Multi-Tenancy Best Practices
Resource Allocation: Ensure fair resource allocation among tenants by configuring appropriate limits and quotas.
Data Retention: Implement data retention policies to manage storage efficiently.
Security: Use role-based access control (RBAC) and encryption to ensure data security.
Use Case
Suppose we have a multi-tenant application that collects and analyzes web traffic data.

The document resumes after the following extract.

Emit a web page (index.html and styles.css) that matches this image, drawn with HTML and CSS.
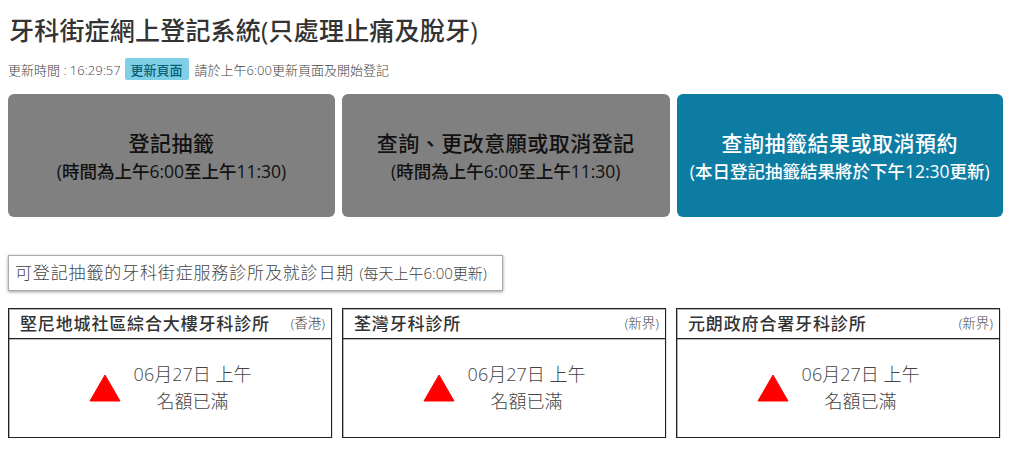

The data model might look like this:
CREATE TABLE web_traffic (
tenant_id UUID,
page_id UUID,
timestamp TIMESTAMP,
visitor_count INT,
PRIMARY KEY ((tenant_id, page_id), timestamp)
);Ingesting data
INSERT INTO web_traffic (tenant_id, page_id, timestamp, visitor_count)
VALUES (uuid(), uuid(), '2024-01-01T00:00:00Z', 100);Querying data for a tenant's specific page
SELECT * FROM web_traffic
WHERE tenant_id = some_tenant_uuid
AND page_id = some_page_uuid
ORDER BY timestamp DESC;Aggregating visitor counts for a tenant over a day:
SELECT SUM(visitor_count) FROM web_traffic
WHERE tenant_id = some_tenant_uuid
AND page_id = some_page_uuid
AND timestamp >= '2024-01-01T00:00:00Z'
AND timestamp <= '2024-01-01T23:59:59Z';By following these techniques, we can effectively design a scalable and efficient multi-tenant analytical engine with ScyllaDB.